Познакомились и с завучем школы Агриппиной Константиновной Гурьевой, тридцатилетней русской женщиной, красивой, фигуристой, по-спортивному подтянутой, строго-деловитой, одетой со вкусом, приглаженной до блеска. Что поделаешь, руководящая должность обязывает быть в наилучшей форме. Третьяковы были немало удивлены, когда узнали, что она жена зам. министра просвещения, с которым познакомились в тот день, когда оформлялись на работу. Этакий юркий, даже, можно сказать, вертлявый, человечек был полной противоположностью своему величественному начальнику.
Директор детдома Хрунько никогда у своих подчинённых на квартирах не бывал, не якшался с ними, должно быть, считал, что это унизило бы его. Предпочитал держать должную дистанцию между собою и всеми прочими, за исключением, разумеется, Гурьевых. Крупный, породистый, с приплюснутым низким лбом, глубоко запавшими маленькими глазками и несоразмерно массивной нижней челюстью, директор всякого, увидевшего его впервые, не просто поражал – пугал разительной похожестью на кабана. В первый же день по приезде Третьяковы заметили на заборе нарисованного мелом жирнющего борова с подписью: «наш хряк». То была карикатура на директора, художественное творчество детдомовцев. Когда Хрунько приближался к человеку широким, решительным шагом, чтобы властно протянуть крепкую ладонь-клешню, казалось, что он сейчас накинется и сомнёт, раздавит. Спорил, доказывая свою правоту, Хрунько весьма экспансивно: разгорячась, он вскакивал и, жестикулируя, делал рывок по направлению к оппоненту, как бы угрожая напасть и расправиться.

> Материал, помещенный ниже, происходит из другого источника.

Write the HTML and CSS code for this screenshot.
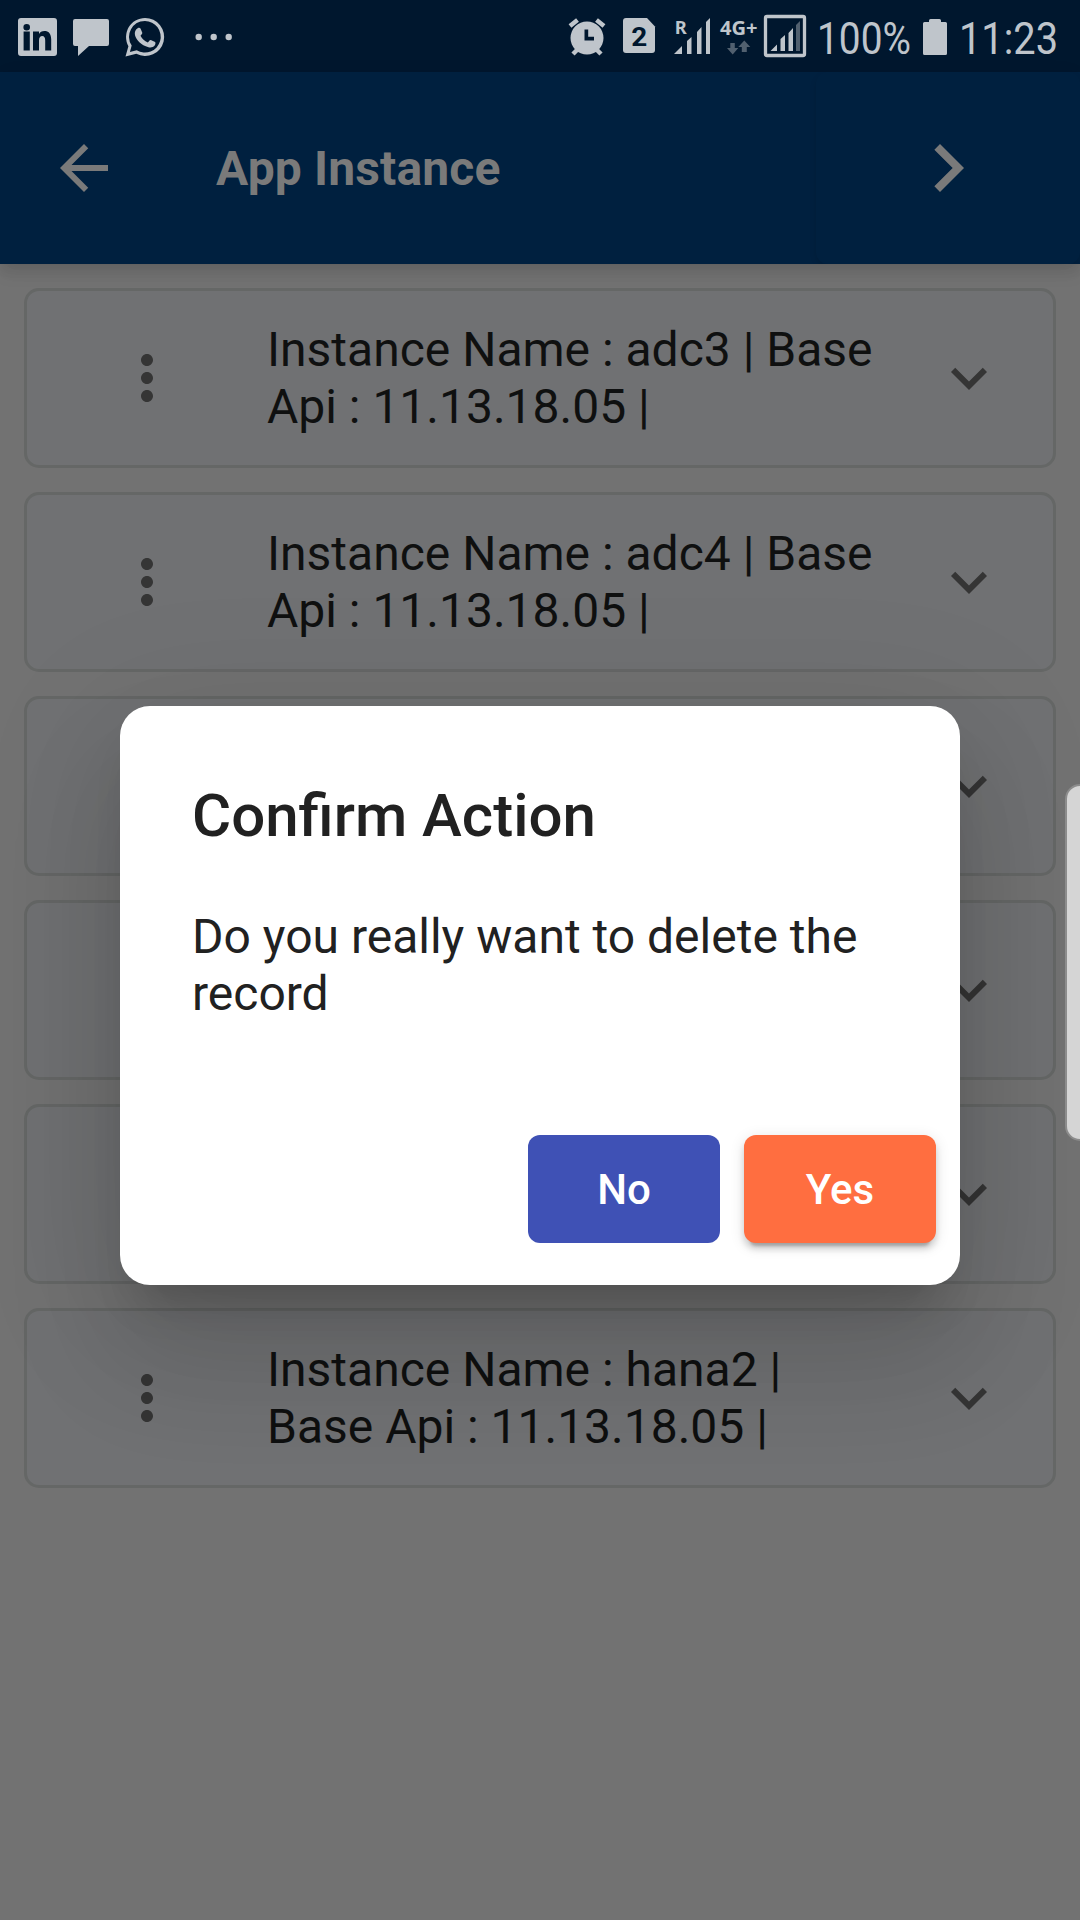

Хрунько утверждал, что он ученик самого Антона Семеновича Макаренко, не случайно, мол, у него, сироты, отчество от имени своего великого учителя, которого считал своим отцом. Однако же большой мудрости в педагогических методах Ильи Антоновича не наблюдалось, напротив, он даже не пытался, если к нему обращались с жалобой, выяснить, кто прав, кто виноват, кто жертва, а кто насильник, он попросту наказывал тех и других, быстро, в одну минуту ликвидировал заминку «учебно-воспитательного процесса», причём грозно, с грохотом и треском. Таким оригинальным способом выученик знаменитого Макаренко кардинально экономил своё драгоценное время и отбивал охоту жаловаться, тревожить свою персону по пустякам. Учителя и воспитатели шепотком осуждали Хрунько за это и толковали, что если он и в самом деле ученик Макаренко, то, несомненно, не из самых лучших.